Project description:Chromosomal insertions are genomic rearrangements with a chromosome segment inserted into a non-homologous chromosome or a non-adjacent locus on the same chromosome or the other homologue, constituting ~2% of nonrecurrent copy-number gains. Little is known about the molecular mechanisms of their formation. We identified 16 individuals with complex insertions among 56,000 individuals tested at Baylor Genetics using clinical array comparative genomic hybridization (aCGH) and fluorescence in situ hybridization (FISH).
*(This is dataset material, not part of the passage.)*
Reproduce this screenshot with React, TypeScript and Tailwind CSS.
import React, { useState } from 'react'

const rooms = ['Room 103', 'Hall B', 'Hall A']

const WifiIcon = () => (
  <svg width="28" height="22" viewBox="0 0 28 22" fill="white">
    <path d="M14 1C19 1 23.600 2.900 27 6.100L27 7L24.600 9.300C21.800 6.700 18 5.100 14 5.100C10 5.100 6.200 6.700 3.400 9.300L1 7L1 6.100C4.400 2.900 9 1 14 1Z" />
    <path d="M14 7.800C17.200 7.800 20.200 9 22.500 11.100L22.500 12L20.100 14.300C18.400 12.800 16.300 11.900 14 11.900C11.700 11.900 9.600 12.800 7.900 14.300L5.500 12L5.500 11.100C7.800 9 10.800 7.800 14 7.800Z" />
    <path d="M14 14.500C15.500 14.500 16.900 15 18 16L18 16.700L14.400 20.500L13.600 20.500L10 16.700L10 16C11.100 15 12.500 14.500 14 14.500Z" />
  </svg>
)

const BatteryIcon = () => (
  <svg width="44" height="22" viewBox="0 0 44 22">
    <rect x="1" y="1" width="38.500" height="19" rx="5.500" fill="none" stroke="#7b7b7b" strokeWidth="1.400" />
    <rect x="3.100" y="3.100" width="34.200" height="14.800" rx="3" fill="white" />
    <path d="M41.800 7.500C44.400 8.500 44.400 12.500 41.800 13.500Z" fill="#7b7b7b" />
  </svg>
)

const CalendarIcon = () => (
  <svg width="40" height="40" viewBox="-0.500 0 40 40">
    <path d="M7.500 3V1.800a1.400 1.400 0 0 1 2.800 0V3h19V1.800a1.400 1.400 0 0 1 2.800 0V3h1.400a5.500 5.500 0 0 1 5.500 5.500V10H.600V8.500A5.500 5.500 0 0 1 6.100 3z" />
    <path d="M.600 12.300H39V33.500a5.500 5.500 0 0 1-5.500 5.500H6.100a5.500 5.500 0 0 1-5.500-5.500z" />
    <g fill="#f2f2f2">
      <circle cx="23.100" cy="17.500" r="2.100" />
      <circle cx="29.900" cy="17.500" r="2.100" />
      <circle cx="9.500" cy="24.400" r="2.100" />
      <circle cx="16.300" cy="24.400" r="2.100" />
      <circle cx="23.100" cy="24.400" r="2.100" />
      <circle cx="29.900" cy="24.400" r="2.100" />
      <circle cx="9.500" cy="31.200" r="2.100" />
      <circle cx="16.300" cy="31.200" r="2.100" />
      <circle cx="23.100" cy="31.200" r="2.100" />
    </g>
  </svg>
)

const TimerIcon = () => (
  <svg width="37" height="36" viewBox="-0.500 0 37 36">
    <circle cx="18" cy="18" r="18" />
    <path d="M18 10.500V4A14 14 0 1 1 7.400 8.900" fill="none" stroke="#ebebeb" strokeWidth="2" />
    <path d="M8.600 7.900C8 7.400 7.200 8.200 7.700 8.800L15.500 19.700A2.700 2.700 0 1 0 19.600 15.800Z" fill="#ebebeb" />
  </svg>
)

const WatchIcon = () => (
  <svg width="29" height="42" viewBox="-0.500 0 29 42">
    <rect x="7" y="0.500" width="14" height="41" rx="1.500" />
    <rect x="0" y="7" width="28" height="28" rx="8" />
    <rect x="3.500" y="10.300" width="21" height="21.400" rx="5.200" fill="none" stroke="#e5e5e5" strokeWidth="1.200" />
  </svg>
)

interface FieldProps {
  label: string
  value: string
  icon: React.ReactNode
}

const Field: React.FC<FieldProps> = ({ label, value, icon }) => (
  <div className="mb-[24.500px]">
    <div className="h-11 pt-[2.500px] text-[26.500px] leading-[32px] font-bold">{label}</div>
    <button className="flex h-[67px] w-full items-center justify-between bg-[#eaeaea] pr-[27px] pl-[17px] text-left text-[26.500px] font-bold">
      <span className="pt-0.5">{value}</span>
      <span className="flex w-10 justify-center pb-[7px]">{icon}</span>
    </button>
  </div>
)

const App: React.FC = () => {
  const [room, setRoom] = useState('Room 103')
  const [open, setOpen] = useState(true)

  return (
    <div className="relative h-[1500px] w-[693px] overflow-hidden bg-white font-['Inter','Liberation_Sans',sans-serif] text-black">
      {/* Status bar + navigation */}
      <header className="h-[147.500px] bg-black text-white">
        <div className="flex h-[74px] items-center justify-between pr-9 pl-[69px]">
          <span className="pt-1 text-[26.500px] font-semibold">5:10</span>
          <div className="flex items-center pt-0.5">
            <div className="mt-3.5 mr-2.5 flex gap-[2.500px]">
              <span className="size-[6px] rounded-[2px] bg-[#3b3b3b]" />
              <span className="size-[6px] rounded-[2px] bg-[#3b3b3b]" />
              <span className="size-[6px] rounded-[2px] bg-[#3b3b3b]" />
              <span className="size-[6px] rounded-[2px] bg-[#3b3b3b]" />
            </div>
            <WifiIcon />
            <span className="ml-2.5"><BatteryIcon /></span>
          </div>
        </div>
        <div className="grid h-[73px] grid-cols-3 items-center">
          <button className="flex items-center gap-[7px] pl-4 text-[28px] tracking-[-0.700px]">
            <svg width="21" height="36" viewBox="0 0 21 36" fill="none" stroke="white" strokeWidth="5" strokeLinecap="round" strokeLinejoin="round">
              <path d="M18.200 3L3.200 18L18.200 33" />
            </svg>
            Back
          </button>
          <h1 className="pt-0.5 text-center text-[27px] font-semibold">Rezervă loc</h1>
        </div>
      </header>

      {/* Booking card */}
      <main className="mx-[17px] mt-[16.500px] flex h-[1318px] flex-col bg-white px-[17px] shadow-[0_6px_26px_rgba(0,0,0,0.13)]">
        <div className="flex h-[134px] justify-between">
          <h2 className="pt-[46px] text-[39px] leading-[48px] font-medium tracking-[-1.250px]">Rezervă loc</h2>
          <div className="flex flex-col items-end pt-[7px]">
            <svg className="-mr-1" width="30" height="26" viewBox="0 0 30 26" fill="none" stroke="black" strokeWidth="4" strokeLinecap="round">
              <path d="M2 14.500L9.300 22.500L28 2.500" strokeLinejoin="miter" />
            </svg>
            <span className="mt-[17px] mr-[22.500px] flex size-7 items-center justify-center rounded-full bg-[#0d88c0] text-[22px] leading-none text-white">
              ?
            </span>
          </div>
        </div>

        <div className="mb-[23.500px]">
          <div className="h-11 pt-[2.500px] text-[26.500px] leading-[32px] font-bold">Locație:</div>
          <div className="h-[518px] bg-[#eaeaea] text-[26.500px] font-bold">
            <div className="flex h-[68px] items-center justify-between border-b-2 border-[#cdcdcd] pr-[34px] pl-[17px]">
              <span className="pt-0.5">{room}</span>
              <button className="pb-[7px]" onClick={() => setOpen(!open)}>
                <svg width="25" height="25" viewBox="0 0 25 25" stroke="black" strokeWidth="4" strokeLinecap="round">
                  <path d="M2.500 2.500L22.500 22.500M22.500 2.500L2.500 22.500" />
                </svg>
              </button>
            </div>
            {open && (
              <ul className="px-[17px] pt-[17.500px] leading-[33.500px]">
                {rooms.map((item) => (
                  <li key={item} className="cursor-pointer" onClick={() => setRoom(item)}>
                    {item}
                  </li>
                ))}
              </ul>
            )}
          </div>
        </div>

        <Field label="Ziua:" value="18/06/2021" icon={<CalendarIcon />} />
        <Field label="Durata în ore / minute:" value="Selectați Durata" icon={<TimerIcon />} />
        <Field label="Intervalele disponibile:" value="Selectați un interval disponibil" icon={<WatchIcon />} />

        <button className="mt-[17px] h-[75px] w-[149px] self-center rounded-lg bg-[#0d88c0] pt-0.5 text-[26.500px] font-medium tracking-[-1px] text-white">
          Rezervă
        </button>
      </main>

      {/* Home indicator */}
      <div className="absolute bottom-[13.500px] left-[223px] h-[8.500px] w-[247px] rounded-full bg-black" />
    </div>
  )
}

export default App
Custom high-density aCGH was performed on 10 individuals with available DNA, and breakpoint junctions were fine-mapped at nucleotide resolution by long-range PCR and DNA sequencing in 6 individuals to glean insights into potential mechanisms of formation. We observed microhomologies and templated insertions at the breakpoint junctions, resembling the breakpoint junction signatures found in complex genomic rearrangements generated by replication-based mechanism(s) with iterative template switches. In addition, we analyzed 5 families with apparently balanced insertion in one parent detected by FISH analysis and found that 3 parents had additional small copy-number variants (CNVs) at one or both sides of the inserting fragments as well as at the inserted sites. We propose that replicative repair can result in interchromosomal complex insertions generated through chromothripsis-like chromoanasynthesis involving two or three chromosomes, and cause a significant fraction of apparently balanced insertions harboring small flanking CNVs.